▸ Aim
Set down exactly the lines from the one with "Generate a component" to the one with "export default App;", both included, and no line outside that range.

_____

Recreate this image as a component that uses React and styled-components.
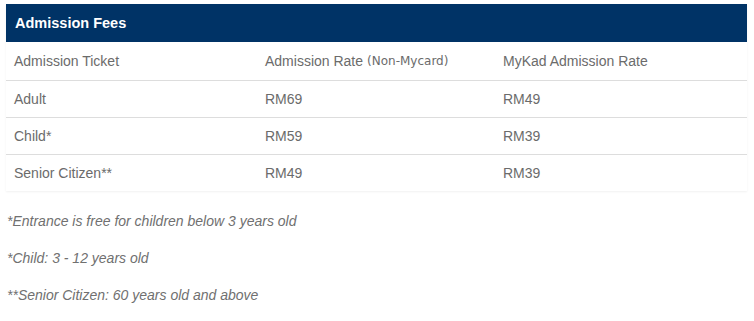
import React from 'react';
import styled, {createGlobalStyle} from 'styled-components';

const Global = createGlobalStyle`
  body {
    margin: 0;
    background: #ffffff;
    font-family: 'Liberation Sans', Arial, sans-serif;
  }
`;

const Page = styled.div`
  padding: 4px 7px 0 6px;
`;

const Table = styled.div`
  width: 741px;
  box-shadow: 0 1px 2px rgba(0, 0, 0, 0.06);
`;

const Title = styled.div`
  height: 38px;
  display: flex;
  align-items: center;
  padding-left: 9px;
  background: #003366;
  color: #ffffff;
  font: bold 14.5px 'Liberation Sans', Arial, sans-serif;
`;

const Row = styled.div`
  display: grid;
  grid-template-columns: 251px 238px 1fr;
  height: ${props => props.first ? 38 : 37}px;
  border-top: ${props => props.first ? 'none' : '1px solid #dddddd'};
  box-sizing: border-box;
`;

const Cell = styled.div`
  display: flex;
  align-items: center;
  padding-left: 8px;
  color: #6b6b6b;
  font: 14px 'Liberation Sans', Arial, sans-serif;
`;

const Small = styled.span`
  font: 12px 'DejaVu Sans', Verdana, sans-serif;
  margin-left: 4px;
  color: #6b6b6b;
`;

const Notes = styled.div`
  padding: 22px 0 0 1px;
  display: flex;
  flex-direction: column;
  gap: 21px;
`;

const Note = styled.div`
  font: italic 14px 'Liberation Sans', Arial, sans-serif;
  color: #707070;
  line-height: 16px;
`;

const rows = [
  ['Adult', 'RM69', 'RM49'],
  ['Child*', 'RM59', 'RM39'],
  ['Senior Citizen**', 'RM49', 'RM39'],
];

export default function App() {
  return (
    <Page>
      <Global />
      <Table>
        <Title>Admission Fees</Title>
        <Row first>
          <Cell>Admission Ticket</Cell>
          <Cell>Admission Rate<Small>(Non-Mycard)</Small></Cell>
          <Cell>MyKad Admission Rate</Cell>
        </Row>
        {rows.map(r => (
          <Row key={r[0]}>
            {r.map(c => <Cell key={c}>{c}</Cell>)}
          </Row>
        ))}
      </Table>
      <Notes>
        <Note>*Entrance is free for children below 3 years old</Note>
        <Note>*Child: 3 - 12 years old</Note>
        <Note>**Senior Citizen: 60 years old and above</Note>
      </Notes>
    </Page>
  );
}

_____

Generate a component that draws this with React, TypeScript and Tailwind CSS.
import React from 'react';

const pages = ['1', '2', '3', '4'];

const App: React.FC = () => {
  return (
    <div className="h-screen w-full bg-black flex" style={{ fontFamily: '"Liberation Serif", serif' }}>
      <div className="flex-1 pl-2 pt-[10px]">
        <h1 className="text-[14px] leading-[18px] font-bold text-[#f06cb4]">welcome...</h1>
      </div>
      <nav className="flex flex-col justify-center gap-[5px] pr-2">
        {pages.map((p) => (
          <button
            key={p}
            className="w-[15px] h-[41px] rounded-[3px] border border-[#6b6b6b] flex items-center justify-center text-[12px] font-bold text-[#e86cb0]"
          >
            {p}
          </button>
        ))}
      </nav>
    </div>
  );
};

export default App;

_____

▸ Result
Generate a component that draws this with React, TypeScript and Tailwind CSS.
import React from 'react';

const pages = ['1', '2', '3', '4'];

const App: React.FC = () => {
  return (
    <div className="h-screen w-full bg-black flex" style={{ fontFamily: '"Liberation Serif", serif' }}>
      <div className="flex-1 pl-2 pt-[10px]">
        <h1 className="text-[14px] leading-[18px] font-bold text-[#f06cb4]">welcome...</h1>
      </div>
      <nav className="flex flex-col justify-center gap-[5px] pr-2">
        {pages.map((p) => (
          <button
            key={p}
            className="w-[15px] h-[41px] rounded-[3px] border border-[#6b6b6b] flex items-center justify-center text-[12px] font-bold text-[#e86cb0]"
          >
            {p}
          </button>
        ))}
      </nav>
    </div>
  );
};

export default App;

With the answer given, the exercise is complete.